The request:
The records below must be transcribed exactly. Do not include the pictures.

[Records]
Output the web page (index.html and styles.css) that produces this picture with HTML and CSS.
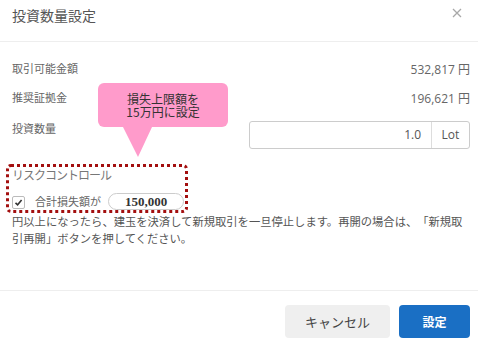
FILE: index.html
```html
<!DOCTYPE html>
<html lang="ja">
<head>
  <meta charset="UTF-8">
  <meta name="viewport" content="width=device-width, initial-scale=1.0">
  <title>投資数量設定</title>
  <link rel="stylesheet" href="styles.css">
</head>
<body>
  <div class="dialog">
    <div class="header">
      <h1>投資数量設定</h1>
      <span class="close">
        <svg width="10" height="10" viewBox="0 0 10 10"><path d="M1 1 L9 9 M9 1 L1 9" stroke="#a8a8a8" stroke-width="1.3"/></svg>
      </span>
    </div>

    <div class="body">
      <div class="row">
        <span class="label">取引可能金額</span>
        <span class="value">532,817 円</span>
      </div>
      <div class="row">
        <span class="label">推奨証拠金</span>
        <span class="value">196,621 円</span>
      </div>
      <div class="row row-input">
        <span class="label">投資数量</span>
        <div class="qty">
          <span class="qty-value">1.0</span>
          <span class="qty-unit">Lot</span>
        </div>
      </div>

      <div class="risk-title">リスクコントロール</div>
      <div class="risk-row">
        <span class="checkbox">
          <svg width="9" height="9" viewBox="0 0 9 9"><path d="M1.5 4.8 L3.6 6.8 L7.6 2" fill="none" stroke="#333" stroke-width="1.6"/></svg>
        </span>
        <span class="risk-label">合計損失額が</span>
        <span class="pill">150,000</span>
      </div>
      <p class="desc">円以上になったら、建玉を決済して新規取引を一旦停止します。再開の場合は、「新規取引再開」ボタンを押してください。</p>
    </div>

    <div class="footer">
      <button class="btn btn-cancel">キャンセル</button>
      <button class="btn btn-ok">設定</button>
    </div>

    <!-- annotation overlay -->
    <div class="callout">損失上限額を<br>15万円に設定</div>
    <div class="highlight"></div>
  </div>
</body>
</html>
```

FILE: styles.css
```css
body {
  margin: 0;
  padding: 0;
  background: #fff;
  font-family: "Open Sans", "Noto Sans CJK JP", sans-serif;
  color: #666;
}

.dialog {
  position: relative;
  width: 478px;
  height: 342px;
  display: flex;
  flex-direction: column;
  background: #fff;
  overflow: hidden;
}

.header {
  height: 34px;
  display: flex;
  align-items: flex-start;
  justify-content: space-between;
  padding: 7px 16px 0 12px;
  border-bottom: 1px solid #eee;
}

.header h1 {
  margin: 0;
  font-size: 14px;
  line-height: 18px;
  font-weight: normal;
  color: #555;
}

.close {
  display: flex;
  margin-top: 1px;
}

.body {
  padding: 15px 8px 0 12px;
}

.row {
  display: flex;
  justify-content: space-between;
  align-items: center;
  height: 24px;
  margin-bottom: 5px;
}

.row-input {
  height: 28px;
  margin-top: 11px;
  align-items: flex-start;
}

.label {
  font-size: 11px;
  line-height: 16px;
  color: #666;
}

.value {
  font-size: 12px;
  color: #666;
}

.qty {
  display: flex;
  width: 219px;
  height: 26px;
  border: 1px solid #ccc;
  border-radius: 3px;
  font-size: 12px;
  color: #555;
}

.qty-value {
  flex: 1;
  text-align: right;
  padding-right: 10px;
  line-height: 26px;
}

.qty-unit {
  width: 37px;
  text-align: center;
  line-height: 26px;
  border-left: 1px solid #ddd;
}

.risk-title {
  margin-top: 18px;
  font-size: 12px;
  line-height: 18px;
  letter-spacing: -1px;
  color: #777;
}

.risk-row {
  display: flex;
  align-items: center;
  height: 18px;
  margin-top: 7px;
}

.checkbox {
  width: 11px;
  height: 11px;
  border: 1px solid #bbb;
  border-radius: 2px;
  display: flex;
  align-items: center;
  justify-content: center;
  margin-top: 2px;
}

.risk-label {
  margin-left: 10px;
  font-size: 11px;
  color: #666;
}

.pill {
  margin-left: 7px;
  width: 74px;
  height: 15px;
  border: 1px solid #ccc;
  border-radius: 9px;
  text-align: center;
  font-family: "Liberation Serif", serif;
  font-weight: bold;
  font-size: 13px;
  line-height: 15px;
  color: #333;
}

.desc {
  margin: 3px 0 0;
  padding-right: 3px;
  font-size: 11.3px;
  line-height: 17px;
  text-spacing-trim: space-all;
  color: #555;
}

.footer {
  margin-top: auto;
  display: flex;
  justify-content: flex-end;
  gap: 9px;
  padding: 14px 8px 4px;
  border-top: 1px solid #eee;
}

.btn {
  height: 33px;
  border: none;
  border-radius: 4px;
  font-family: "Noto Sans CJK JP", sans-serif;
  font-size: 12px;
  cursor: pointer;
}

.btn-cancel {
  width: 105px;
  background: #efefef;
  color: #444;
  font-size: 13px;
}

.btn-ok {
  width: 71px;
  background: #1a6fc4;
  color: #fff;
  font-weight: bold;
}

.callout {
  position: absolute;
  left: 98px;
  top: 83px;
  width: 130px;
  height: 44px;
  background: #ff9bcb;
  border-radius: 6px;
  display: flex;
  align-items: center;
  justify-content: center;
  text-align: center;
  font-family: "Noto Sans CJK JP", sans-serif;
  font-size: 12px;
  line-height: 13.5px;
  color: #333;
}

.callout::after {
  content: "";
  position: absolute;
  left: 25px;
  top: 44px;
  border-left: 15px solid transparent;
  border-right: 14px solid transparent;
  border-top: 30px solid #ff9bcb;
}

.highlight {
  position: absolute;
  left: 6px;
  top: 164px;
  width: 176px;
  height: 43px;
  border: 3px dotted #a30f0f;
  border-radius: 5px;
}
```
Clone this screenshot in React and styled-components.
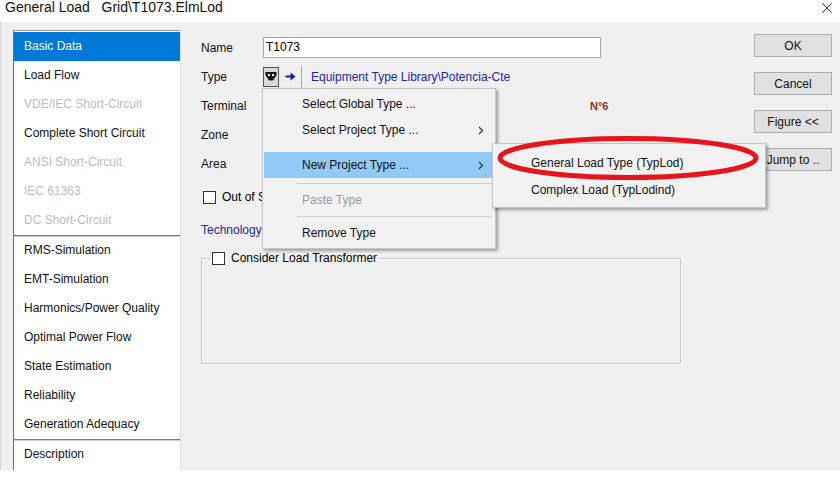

Exercise output:
Output the web page (index.html and styles.css) that produces this picture with HTML and CSS.
FILE: index.html
```html
<!DOCTYPE html>
<html lang="ja">
<head>
  <meta charset="UTF-8">
  <meta name="viewport" content="width=device-width, initial-scale=1.0">
  <title>投資数量設定</title>
  <link rel="stylesheet" href="styles.css">
</head>
<body>
  <div class="dialog">
    <div class="header">
      <h1>投資数量設定</h1>
      <span class="close">
        <svg width="10" height="10" viewBox="0 0 10 10"><path d="M1 1 L9 9 M9 1 L1 9" stroke="#a8a8a8" stroke-width="1.3"/></svg>
      </span>
    </div>

    <div class="body">
      <div class="row">
        <span class="label">取引可能金額</span>
        <span class="value">532,817 円</span>
      </div>
      <div class="row">
        <span class="label">推奨証拠金</span>
        <span class="value">196,621 円</span>
      </div>
      <div class="row row-input">
        <span class="label">投資数量</span>
        <div class="qty">
          <span class="qty-value">1.0</span>
          <span class="qty-unit">Lot</span>
        </div>
      </div>

      <div class="risk-title">リスクコントロール</div>
      <div class="risk-row">
        <span class="checkbox">
          <svg width="9" height="9" viewBox="0 0 9 9"><path d="M1.5 4.8 L3.6 6.8 L7.6 2" fill="none" stroke="#333" stroke-width="1.6"/></svg>
        </span>
        <span class="risk-label">合計損失額が</span>
        <span class="pill">150,000</span>
      </div>
      <p class="desc">円以上になったら、建玉を決済して新規取引を一旦停止します。再開の場合は、「新規取引再開」ボタンを押してください。</p>
    </div>

    <div class="footer">
      <button class="btn btn-cancel">キャンセル</button>
      <button class="btn btn-ok">設定</button>
    </div>

    <!-- annotation overlay -->
    <div class="callout">損失上限額を<br>15万円に設定</div>
    <div class="highlight"></div>
  </div>
</body>
</html>
```

FILE: styles.css
```css
body {
  margin: 0;
  padding: 0;
  background: #fff;
  font-family: "Open Sans", "Noto Sans CJK JP", sans-serif;
  color: #666;
}

.dialog {
  position: relative;
  width: 478px;
  height: 342px;
  display: flex;
  flex-direction: column;
  background: #fff;
  overflow: hidden;
}

.header {
  height: 34px;
  display: flex;
  align-items: flex-start;
  justify-content: space-between;
  padding: 7px 16px 0 12px;
  border-bottom: 1px solid #eee;
}

.header h1 {
  margin: 0;
  font-size: 14px;
  line-height: 18px;
  font-weight: normal;
  color: #555;
}

.close {
  display: flex;
  margin-top: 1px;
}

.body {
  padding: 15px 8px 0 12px;
}

.row {
  display: flex;
  justify-content: space-between;
  align-items: center;
  height: 24px;
  margin-bottom: 5px;
}

.row-input {
  height: 28px;
  margin-top: 11px;
  align-items: flex-start;
}

.label {
  font-size: 11px;
  line-height: 16px;
  color: #666;
}

.value {
  font-size: 12px;
  color: #666;
}

.qty {
  display: flex;
  width: 219px;
  height: 26px;
  border: 1px solid #ccc;
  border-radius: 3px;
  font-size: 12px;
  color: #555;
}

.qty-value {
  flex: 1;
  text-align: right;
  padding-right: 10px;
  line-height: 26px;
}

.qty-unit {
  width: 37px;
  text-align: center;
  line-height: 26px;
  border-left: 1px solid #ddd;
}

.risk-title {
  margin-top: 18px;
  font-size: 12px;
  line-height: 18px;
  letter-spacing: -1px;
  color: #777;
}

.risk-row {
  display: flex;
  align-items: center;
  height: 18px;
  margin-top: 7px;
}

.checkbox {
  width: 11px;
  height: 11px;
  border: 1px solid #bbb;
  border-radius: 2px;
  display: flex;
  align-items: center;
  justify-content: center;
  margin-top: 2px;
}

.risk-label {
  margin-left: 10px;
  font-size: 11px;
  color: #666;
}

.pill {
  margin-left: 7px;
  width: 74px;
  height: 15px;
  border: 1px solid #ccc;
  border-radius: 9px;
  text-align: center;
  font-family: "Liberation Serif", serif;
  font-weight: bold;
  font-size: 13px;
  line-height: 15px;
  color: #333;
}

.desc {
  margin: 3px 0 0;
  padding-right: 3px;
  font-size: 11.3px;
  line-height: 17px;
  text-spacing-trim: space-all;
  color: #555;
}

.footer {
  margin-top: auto;
  display: flex;
  justify-content: flex-end;
  gap: 9px;
  padding: 14px 8px 4px;
  border-top: 1px solid #eee;
}

.btn {
  height: 33px;
  border: none;
  border-radius: 4px;
  font-family: "Noto Sans CJK JP", sans-serif;
  font-size: 12px;
  cursor: pointer;
}

.btn-cancel {
  width: 105px;
  background: #efefef;
  color: #444;
  font-size: 13px;
}

.btn-ok {
  width: 71px;
  background: #1a6fc4;
  color: #fff;
  font-weight: bold;
}

.callout {
  position: absolute;
  left: 98px;
  top: 83px;
  width: 130px;
  height: 44px;
  background: #ff9bcb;
  border-radius: 6px;
  display: flex;
  align-items: center;
  justify-content: center;
  text-align: center;
  font-family: "Noto Sans CJK JP", sans-serif;
  font-size: 12px;
  line-height: 13.5px;
  color: #333;
}

.callout::after {
  content: "";
  position: absolute;
  left: 25px;
  top: 44px;
  border-left: 15px solid transparent;
  border-right: 14px solid transparent;
  border-top: 30px solid #ff9bcb;
}

.highlight {
  position: absolute;
  left: 6px;
  top: 164px;
  width: 176px;
  height: 43px;
  border: 3px dotted #a30f0f;
  border-radius: 5px;
}
```
Clone this screenshot in React and styled-components.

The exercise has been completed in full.